Print exactly the lines from the first one down to the line containing "linear-gradient(180deg, #2e62bf 0%, #2d72cc", both ends included, with no pictures and nothing else.
[start of Provided data]
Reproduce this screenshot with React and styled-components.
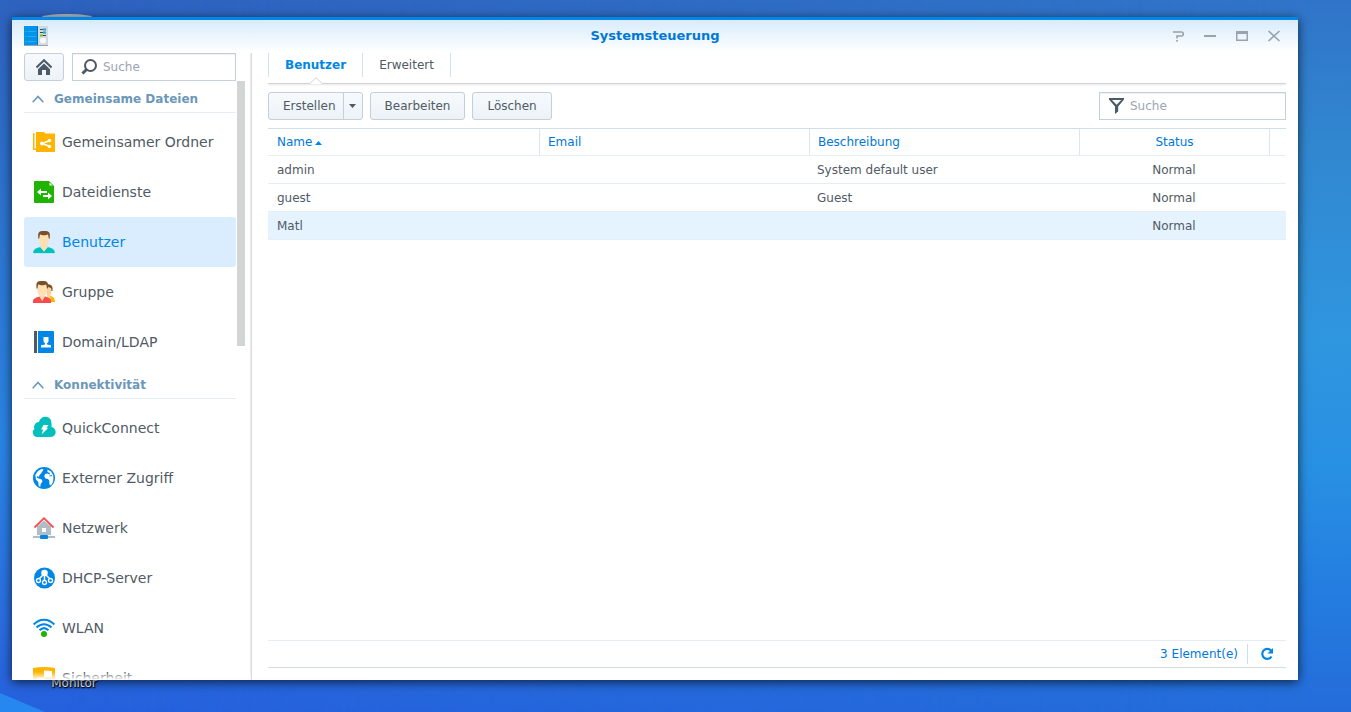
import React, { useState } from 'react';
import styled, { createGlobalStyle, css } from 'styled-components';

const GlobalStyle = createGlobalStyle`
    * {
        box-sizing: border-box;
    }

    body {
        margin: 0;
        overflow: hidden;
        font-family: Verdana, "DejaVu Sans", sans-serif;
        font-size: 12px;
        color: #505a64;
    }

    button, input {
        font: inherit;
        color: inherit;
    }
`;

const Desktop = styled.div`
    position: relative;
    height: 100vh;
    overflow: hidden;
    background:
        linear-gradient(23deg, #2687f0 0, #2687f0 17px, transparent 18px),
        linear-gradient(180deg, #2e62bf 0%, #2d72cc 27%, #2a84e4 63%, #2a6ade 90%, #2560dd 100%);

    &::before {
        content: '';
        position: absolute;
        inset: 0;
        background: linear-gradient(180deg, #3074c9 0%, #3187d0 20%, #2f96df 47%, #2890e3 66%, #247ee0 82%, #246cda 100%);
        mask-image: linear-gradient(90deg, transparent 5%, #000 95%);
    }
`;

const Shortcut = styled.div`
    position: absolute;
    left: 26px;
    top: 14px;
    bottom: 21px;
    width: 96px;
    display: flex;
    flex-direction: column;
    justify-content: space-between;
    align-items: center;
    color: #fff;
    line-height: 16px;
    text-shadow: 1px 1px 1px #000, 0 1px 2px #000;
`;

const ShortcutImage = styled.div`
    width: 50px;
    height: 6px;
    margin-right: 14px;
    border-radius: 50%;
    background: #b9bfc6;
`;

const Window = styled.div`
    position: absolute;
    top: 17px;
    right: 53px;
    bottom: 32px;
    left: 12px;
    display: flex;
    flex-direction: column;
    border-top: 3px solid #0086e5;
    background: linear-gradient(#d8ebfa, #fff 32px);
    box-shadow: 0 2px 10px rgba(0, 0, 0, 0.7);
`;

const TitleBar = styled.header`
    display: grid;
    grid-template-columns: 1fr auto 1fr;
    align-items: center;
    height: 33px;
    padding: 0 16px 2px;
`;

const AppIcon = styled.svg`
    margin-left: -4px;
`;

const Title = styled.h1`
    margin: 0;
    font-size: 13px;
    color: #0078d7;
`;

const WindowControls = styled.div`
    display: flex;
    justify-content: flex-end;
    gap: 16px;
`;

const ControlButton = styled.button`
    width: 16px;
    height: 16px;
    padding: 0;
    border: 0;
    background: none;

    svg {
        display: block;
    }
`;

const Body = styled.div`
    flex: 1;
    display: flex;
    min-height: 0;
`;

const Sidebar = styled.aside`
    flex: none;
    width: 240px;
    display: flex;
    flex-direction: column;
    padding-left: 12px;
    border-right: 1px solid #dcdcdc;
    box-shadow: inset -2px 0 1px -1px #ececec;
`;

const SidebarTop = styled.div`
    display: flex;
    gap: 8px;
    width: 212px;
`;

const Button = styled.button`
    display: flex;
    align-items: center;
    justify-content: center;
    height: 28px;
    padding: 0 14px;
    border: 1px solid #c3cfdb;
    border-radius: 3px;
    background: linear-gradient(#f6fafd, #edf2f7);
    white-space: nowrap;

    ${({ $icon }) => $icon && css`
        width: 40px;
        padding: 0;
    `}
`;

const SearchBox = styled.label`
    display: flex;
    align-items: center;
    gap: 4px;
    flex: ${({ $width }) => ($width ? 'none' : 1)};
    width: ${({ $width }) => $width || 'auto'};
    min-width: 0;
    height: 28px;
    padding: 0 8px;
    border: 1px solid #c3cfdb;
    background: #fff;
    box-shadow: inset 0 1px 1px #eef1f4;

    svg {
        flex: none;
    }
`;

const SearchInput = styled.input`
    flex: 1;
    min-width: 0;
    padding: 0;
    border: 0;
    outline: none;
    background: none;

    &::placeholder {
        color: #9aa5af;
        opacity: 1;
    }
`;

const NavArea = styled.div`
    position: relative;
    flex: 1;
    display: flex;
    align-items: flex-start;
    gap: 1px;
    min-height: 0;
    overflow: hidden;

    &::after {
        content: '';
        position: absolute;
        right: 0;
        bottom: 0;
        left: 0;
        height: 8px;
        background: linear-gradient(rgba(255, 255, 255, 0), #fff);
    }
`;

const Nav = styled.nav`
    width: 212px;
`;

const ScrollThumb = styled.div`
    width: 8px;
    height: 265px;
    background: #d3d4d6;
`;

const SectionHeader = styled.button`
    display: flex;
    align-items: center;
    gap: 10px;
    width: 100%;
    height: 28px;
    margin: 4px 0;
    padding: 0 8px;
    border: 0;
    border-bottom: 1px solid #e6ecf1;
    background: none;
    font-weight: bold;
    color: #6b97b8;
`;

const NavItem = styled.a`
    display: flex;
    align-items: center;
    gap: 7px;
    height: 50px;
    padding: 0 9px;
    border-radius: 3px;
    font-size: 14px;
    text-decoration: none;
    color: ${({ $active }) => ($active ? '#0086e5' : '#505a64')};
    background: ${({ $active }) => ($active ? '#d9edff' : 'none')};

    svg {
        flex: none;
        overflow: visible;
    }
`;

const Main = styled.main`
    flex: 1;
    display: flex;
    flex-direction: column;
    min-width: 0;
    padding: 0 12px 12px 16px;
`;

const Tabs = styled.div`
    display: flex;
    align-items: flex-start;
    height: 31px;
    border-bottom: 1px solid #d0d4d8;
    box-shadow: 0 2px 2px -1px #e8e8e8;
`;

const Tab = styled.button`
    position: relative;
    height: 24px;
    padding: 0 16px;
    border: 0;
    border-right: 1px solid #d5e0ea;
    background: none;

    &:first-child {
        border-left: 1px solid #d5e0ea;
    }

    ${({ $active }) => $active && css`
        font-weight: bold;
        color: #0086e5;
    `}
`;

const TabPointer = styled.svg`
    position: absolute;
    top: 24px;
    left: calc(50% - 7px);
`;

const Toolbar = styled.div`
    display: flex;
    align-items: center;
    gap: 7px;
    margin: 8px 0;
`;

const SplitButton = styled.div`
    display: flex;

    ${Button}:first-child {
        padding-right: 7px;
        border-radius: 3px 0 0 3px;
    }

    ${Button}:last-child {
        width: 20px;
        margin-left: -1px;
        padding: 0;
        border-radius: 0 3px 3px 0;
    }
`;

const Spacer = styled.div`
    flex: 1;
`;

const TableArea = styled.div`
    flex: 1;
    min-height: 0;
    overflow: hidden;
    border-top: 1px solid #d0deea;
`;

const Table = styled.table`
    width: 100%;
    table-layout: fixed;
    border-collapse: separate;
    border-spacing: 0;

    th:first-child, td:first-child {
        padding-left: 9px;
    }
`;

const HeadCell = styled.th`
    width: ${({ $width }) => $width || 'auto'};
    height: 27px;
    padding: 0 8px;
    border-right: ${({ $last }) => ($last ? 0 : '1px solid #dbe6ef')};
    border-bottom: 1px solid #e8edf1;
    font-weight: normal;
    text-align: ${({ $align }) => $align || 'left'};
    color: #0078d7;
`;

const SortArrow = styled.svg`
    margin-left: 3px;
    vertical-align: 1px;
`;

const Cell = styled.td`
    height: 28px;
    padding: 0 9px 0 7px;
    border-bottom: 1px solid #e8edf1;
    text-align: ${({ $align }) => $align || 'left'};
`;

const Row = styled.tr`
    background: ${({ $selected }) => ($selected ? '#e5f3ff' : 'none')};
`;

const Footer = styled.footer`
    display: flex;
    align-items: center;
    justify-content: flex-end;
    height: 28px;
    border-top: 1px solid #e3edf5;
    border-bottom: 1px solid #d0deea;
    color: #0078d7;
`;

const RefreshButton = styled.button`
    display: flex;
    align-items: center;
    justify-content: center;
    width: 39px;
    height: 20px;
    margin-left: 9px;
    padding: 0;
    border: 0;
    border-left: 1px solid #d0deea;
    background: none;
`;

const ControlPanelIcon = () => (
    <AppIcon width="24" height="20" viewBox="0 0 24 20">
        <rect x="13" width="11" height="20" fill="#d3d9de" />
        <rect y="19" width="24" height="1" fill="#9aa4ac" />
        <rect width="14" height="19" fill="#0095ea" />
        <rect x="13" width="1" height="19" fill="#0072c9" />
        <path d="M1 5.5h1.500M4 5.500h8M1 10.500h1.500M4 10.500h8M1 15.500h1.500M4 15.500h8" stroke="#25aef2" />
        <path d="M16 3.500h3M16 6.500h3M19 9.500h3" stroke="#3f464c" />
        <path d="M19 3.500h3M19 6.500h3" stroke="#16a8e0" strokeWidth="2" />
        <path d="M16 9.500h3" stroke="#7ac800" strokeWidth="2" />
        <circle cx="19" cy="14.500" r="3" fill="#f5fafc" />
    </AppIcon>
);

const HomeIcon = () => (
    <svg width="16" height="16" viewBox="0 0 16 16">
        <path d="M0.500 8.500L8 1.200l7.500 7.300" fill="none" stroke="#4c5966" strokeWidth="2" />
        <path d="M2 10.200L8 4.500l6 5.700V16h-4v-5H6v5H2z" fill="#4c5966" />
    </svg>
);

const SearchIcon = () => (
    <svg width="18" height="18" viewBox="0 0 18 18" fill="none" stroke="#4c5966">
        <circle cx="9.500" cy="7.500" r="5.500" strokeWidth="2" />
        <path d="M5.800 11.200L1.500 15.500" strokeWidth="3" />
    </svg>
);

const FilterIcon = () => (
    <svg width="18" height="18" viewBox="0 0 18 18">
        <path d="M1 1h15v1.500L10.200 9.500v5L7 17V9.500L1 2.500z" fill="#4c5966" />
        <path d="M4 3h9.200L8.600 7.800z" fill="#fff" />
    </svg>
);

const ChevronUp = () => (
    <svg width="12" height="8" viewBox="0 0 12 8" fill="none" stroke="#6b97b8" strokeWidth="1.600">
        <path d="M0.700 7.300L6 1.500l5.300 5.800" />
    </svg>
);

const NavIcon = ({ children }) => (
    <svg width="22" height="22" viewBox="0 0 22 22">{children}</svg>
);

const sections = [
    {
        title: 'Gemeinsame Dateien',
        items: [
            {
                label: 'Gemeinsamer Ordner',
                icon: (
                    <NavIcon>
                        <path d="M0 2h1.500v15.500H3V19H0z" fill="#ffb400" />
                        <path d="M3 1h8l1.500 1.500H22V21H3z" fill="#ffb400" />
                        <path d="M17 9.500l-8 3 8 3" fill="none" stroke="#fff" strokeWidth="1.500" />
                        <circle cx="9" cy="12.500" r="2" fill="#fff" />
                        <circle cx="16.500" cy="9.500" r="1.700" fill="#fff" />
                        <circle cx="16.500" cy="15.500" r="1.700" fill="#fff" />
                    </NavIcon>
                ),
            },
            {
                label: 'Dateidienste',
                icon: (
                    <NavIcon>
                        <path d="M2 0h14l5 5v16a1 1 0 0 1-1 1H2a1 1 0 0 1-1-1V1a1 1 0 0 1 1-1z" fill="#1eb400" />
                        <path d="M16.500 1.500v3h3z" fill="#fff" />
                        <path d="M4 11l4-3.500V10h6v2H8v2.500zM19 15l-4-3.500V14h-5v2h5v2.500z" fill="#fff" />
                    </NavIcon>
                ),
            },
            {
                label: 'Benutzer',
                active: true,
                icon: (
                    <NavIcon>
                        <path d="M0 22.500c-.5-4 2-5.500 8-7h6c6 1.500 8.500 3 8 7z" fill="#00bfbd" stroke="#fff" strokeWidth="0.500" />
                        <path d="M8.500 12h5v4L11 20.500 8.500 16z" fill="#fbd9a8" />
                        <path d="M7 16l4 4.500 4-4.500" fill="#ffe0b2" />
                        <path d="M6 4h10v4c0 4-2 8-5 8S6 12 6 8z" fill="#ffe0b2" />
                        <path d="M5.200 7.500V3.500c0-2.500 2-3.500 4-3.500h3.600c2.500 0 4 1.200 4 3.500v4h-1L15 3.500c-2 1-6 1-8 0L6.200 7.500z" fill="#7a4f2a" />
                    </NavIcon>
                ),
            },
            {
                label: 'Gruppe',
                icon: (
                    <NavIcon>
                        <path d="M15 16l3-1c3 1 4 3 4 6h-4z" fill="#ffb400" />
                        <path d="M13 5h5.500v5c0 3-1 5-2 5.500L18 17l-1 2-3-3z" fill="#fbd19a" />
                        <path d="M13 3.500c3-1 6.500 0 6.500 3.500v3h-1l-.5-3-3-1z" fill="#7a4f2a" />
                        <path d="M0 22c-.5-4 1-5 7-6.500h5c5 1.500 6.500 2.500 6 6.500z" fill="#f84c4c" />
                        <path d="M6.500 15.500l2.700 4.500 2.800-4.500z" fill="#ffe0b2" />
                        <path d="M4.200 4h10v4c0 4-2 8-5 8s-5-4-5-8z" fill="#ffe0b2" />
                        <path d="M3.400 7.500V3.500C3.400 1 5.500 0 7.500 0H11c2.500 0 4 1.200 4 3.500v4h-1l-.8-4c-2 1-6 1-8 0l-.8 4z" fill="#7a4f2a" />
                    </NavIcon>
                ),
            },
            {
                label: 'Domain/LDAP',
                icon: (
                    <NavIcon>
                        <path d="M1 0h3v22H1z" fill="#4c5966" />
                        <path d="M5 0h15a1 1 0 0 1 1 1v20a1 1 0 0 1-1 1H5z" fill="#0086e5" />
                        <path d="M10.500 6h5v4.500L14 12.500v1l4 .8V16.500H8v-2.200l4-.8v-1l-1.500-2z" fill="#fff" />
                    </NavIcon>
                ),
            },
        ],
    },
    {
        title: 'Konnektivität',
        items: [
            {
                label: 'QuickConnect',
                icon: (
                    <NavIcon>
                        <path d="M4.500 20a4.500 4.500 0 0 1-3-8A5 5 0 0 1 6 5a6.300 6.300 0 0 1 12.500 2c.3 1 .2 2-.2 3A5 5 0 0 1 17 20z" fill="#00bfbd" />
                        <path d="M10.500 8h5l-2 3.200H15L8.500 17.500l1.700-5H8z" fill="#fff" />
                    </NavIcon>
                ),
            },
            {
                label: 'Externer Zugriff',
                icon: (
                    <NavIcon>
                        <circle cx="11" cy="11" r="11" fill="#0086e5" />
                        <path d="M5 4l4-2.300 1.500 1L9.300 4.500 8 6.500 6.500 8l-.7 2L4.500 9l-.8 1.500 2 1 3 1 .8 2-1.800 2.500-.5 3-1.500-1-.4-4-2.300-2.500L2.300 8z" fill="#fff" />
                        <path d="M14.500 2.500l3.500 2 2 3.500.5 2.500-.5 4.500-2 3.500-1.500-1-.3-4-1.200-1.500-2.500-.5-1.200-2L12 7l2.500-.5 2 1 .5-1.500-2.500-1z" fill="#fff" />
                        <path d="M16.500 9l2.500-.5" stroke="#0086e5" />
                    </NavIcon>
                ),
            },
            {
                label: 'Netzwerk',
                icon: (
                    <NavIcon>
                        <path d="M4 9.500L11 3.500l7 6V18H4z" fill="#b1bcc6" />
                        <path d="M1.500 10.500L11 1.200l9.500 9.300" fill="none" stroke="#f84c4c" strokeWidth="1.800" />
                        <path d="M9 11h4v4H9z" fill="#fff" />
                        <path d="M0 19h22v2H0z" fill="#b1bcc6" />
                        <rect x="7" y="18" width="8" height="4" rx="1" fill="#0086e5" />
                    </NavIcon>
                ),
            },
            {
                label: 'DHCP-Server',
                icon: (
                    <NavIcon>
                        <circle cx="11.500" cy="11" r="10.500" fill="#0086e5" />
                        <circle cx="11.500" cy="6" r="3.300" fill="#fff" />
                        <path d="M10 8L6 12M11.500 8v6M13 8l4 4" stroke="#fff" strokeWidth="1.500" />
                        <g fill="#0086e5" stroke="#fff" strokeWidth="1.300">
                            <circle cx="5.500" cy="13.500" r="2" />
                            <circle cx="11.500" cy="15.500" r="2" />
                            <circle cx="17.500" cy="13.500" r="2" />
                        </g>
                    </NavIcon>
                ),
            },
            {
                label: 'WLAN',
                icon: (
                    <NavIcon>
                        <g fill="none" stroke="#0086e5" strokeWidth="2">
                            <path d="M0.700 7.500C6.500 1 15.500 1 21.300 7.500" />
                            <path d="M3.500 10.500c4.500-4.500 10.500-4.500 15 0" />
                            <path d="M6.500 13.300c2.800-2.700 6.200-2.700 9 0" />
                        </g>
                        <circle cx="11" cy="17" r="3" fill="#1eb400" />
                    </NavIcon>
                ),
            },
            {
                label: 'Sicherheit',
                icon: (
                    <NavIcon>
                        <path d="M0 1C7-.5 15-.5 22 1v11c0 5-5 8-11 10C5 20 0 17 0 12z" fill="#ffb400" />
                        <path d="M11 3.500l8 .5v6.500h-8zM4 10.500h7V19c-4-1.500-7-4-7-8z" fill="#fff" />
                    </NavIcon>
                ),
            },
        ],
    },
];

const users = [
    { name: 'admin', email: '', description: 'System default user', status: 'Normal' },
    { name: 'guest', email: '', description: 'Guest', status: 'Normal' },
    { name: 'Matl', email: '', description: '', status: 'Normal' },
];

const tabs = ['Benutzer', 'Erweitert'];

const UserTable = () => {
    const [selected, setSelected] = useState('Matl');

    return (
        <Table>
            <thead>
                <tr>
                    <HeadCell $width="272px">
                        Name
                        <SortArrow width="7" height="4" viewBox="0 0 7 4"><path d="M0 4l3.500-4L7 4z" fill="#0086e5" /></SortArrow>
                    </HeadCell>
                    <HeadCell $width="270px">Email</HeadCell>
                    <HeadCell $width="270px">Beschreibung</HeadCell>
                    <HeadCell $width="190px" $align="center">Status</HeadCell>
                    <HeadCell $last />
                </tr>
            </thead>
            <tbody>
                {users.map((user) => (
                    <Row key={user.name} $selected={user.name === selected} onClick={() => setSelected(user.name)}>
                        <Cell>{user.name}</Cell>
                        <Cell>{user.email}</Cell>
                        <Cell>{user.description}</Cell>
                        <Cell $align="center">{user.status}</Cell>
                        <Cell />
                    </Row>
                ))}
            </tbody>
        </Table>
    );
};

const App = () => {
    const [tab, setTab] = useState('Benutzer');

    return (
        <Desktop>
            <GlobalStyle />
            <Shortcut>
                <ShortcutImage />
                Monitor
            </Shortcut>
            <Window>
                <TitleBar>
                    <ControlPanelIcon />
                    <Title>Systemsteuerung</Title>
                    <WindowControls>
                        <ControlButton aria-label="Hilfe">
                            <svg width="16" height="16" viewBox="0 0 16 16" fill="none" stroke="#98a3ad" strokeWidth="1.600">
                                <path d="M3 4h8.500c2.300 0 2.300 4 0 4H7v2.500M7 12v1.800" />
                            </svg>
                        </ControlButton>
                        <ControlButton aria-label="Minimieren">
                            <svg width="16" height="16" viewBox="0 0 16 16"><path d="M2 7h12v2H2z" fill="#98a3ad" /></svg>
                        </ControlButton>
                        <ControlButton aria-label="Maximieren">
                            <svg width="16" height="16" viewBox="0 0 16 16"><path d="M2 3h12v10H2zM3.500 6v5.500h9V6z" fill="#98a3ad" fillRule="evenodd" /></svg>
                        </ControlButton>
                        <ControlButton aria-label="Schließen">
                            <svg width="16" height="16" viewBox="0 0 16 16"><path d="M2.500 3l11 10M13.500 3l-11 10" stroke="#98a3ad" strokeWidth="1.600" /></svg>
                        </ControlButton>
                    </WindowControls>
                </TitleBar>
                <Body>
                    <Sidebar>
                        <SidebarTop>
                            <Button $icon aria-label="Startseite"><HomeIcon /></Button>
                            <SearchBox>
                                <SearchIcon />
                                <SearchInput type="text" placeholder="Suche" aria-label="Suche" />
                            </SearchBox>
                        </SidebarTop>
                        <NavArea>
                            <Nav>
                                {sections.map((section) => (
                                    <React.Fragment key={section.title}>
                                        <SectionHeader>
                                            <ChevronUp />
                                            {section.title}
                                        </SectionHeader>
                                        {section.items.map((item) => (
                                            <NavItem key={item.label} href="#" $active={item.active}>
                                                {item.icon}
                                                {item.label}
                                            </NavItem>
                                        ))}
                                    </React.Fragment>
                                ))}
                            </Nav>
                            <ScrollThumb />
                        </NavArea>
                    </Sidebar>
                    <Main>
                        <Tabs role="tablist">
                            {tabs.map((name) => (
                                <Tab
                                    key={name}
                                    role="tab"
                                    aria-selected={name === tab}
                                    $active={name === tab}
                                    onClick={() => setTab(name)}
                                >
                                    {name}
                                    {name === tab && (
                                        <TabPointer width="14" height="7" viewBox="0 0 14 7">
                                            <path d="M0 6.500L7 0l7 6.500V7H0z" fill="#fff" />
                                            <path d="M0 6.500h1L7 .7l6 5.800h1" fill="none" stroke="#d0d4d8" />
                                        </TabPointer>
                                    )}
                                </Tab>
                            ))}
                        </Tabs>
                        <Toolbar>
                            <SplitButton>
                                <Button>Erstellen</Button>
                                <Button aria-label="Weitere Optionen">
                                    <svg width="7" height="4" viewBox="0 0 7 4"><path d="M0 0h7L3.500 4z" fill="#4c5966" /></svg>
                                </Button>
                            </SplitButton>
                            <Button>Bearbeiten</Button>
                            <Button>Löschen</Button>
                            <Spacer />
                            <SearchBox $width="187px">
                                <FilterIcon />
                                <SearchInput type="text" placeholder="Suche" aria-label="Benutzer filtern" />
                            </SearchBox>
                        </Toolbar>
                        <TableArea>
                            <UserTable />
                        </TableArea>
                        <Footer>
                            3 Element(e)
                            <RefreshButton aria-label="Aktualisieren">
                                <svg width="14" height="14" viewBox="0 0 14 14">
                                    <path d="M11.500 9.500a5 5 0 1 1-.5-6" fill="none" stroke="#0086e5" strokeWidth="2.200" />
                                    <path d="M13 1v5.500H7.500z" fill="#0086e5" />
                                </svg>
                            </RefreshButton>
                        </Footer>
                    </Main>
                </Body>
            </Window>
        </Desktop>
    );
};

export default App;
[end of Provided data]
● **Solution**
Reproduce this screenshot with React and styled-components.
import React, { useState } from 'react';
import styled, { createGlobalStyle, css } from 'styled-components';

const GlobalStyle = createGlobalStyle`
    * {
        box-sizing: border-box;
    }

    body {
        margin: 0;
        overflow: hidden;
        font-family: Verdana, "DejaVu Sans", sans-serif;
        font-size: 12px;
        color: #505a64;
    }

    button, input {
        font: inherit;
        color: inherit;
    }
`;

const Desktop = styled.div`
    position: relative;
    height: 100vh;
    overflow: hidden;
    background:
        linear-gradient(23deg, #2687f0 0, #2687f0 17px, transparent 18px),
        linear-gradient(180deg, #2e62bf 0%, #2d72cc 27%, #2a84e4 63%, #2a6ade 90%, #2560dd 100%);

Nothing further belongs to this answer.